AU chairperson and president of Guinea, Alpha Condé, AU Commission chairperson Moussa Faki Mahamat, as well as a number of the AU commissioners, were there. A few dozen South African officials, who were the only ones to remain behind later and dance out one or two South African beats like Vulindlela before disappearing, were also there.
It would, however, be generous to say the hall was half full.
Most people arrived after 21:00 because meetings at the AU ran late during the day and consequently ended late. There were also horrendous traffic jams caused by police blocking some roads in Addis so that dignitaries could have free passage, but obviously if those presidents had wanted to attend, the traffic wouldn’t have been an obstacle to them. Could it be that, now that he is in need, Zuma has few friends on the continent?
Zuma stoically and courageously ploughed through a passable speech, pausing after every sentence or two to give the French interpreter a chance to speak.
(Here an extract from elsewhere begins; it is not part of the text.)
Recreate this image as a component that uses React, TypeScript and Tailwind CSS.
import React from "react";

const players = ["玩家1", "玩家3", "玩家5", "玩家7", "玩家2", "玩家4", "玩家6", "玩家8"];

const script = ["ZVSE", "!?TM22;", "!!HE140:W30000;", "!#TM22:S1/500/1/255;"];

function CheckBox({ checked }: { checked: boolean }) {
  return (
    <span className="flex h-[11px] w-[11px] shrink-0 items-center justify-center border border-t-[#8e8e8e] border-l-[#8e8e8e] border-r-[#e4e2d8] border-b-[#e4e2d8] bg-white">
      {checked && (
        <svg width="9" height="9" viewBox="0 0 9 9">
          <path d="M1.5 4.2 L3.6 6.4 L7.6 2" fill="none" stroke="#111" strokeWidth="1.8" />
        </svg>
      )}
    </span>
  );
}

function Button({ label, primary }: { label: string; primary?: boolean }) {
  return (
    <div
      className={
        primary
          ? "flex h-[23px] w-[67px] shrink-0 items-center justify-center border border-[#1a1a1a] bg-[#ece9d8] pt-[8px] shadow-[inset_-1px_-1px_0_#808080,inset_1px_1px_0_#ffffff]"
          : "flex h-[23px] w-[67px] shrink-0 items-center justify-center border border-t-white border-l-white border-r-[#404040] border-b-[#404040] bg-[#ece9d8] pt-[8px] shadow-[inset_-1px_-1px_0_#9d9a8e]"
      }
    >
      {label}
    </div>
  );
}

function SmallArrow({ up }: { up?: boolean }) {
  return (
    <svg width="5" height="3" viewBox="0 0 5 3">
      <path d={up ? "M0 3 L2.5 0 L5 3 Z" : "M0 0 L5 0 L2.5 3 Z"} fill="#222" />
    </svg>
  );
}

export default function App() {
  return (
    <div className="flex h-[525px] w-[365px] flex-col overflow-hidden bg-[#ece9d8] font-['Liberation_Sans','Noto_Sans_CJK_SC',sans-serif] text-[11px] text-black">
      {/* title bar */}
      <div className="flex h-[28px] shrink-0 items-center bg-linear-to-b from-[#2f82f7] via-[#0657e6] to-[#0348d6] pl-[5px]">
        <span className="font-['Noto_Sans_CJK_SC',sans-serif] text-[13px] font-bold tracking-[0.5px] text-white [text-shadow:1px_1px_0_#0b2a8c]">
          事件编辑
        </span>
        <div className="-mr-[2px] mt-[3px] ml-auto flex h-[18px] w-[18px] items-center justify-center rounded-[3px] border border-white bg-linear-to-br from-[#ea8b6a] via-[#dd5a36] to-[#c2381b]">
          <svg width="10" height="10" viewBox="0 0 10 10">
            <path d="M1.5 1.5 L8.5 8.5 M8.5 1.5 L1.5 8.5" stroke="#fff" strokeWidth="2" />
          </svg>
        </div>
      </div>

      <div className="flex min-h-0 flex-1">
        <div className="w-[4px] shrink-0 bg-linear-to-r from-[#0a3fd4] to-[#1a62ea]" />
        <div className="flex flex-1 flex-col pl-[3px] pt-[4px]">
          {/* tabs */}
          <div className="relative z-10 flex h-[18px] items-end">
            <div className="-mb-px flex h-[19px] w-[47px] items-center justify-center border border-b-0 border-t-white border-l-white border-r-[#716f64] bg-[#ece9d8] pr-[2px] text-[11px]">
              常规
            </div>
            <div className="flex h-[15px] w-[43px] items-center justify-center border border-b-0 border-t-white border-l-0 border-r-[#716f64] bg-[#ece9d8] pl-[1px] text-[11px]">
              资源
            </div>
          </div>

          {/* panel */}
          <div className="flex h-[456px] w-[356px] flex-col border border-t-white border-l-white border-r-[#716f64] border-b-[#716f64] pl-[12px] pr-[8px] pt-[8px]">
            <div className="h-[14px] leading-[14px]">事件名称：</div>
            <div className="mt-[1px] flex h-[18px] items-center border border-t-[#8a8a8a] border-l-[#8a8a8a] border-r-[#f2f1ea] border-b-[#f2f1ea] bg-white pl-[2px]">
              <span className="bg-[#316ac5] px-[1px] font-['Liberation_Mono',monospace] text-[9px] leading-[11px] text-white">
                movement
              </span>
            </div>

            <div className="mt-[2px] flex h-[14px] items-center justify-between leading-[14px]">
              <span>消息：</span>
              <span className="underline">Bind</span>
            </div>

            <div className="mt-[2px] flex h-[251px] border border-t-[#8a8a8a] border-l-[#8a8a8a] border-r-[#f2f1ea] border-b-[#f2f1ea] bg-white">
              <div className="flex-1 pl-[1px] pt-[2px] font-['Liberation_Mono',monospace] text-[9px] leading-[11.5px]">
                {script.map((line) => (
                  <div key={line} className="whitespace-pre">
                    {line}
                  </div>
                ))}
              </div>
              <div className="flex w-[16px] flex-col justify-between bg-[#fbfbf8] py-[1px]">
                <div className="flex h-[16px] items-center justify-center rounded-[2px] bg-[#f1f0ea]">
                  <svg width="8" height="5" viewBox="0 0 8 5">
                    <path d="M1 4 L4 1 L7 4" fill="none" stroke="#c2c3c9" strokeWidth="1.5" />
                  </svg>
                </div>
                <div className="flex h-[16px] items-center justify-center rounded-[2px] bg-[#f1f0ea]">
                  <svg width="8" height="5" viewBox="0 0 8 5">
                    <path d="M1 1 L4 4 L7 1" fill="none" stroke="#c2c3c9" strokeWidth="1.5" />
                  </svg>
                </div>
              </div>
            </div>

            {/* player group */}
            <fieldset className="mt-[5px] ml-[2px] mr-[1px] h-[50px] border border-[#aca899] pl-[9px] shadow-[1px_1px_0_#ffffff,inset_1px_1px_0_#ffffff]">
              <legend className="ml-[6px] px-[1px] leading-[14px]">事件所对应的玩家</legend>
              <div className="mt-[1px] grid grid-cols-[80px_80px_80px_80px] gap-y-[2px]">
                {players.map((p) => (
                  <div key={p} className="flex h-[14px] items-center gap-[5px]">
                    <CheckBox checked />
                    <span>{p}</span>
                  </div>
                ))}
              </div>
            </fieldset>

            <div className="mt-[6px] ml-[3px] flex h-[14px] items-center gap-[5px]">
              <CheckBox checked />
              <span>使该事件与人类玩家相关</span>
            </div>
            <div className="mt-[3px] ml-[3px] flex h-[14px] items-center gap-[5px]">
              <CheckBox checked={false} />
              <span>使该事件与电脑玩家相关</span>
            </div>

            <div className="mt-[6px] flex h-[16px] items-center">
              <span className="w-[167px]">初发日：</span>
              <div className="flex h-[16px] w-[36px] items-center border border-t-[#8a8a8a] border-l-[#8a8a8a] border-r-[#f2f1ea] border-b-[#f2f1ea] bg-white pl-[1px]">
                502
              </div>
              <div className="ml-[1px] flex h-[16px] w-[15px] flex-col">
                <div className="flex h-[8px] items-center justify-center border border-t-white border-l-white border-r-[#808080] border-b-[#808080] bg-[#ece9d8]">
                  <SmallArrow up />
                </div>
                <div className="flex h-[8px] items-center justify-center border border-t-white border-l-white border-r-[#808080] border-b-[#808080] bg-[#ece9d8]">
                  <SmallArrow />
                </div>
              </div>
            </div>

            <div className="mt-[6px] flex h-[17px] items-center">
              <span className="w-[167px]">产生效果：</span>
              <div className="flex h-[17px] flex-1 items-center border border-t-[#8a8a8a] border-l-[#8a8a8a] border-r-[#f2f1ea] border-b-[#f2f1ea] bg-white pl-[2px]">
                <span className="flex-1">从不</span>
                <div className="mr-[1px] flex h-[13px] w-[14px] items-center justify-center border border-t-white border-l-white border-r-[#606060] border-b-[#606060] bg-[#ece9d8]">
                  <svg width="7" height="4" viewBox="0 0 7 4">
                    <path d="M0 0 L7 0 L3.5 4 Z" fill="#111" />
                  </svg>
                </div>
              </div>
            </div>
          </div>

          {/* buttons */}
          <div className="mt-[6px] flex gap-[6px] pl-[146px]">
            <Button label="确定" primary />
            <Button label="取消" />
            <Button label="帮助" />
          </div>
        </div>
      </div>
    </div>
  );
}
There were no attempts to deviate from what was printed on the paper, or to charm the audience with off-the cuff remarks or jokes, and the audience reciprocated at the end of the speech by applauding not more than would be polite.
There wasn’t much saying goodbye from Zuma’s side, although he did joke in a closed APRM meeting a few days before, when commenting on Sierra Leone president Ernest Bai Koroma’s bidding farewell to the panel. by remarking that there were others present who might be attending their last summits as well.
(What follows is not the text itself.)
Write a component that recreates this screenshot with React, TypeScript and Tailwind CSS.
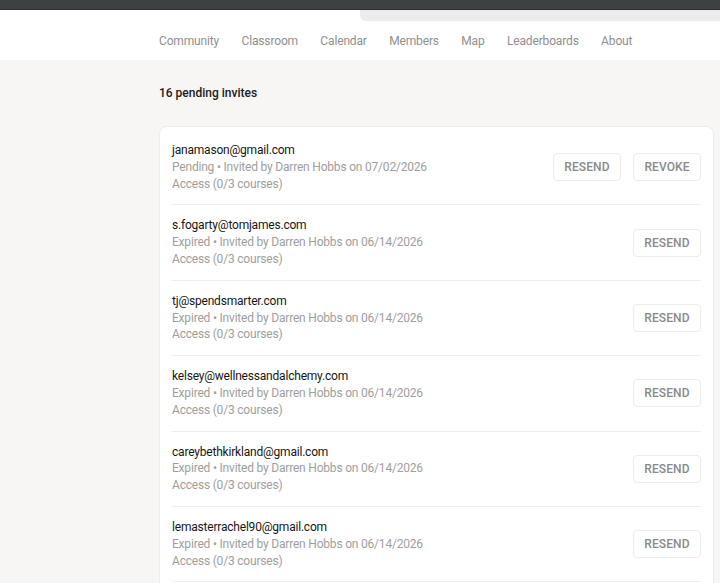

On Mandela, Zuma said in his speech:
“The year 2018 presents an opportunity for Africa and humanity as a whole to remember the legacy of this great icon, and to reflect on how we can make a meaningful contribution to promoting the ideals, principles and values that President Mandela stood for, ideals that were informed by Africa’s quest for freedom and prosperity,” Zuma said. “Before Mandela became a global icon, he was an African and believed strongly in the African value system of ubuntu, which had a tremendous impact on his leadership and life in general.”
Zuma told the audience that the theme for the centenary celebrations is “Be the Legacy”, and his tone did not give any hint that he was internalising any of what he was reading.
Zuma mentioned that Mandela’s favourite poem was William Ernest Henley’s Invictus.
There was also the inevitable pan-Africanist angle. Zuma said: “Madiba remains the epitome of peace, hope, humility and reconciliation. He stands as an embodiment of the highest standards of the African Union. As an organisation upon which the people of Africa look for inspired hope, we dare not linger. The bar is set high.” Irony, again.
Zuma also punted the AU’s Agenda 2063, which was launched and marketed by former AU Commission chairperson Nkosazana Dlamini Zuma.
“As we march with zeal towards 2063, we should drink from the fountain of Madiba’s wisdom and values, and revive ourselves, because the Africa we want is within reach.”
Condé and Mahamat spoke politely about the legacy of Mandela, using adjectives such as “illustrious” and talking about his “intertwining the races of South Africa” and bringing “equity and justice”. Bizarrely, during these speeches the waiters ushered diners towards the buffet tables outside the ballroom to start serving themselves delicacies ranging from sushi, prawns, meats and traditional Habesha food to injera, South African buffet food such as pap, and a massive pudding table.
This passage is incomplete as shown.